JCJ Architecture and Friedmutter Group have been selected as the design partners. The scope of work includes the design and construction of a new 1,000-room hotel, which will include multiple restaurants, an ultra-lounge bar, movie theatres, conference facilities, casino expansion, new retail space, resort style pools and a new parking garage.

Design work is expected to commence in the fourth quarter of 2018 and substantial completion is expected in 2021.

This will be the largest and fourth expansion project for Choctaw Nation since the casino opened in 2006. The expansion is expected to create 1,000 more jobs in Durant.

The developer for the expansion is the TynanGroup, a national, real estate development services firm that has been operating for more than two decades.

Tutor Perini’s building group president and CEO Leonard Rejcek said: “Tutor Perini is proud to partner with the Choctaw Nation to build this very important project.

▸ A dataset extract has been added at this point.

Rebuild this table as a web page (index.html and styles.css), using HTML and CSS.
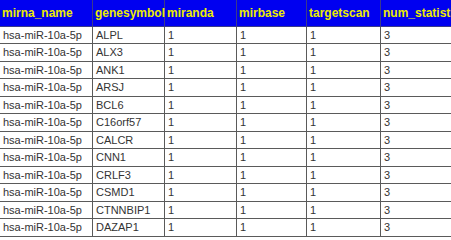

“This opportunity represents our expansion into building projects in the South Central states, and it will build upon Tutor Perini’s long and successful track record of work on large hospitality and gaming projects.”

The first Choctaw Casino was opened in Durant in 2006 with more than 100,000ft² and in 2010, the Grand Tower was added. The most recent renovation was completed in 2015, adding one more hotel tower with a spa, The Grand Theater and the family entertainment centre, The District.

Choctaw Nation of Oklahoma chief Gary Batton said: “More than 30 years ago our tribe had the vision to begin this expedition by purchasing the 50 acres that the resort resides on today.

“The property was the starting point for many wonderful things to come for our tribe. We are elated to continue to grow with our community and improve the lives of our tribal and community members.

“This expansion will help the local economy and meet the demands of our growing customer base.”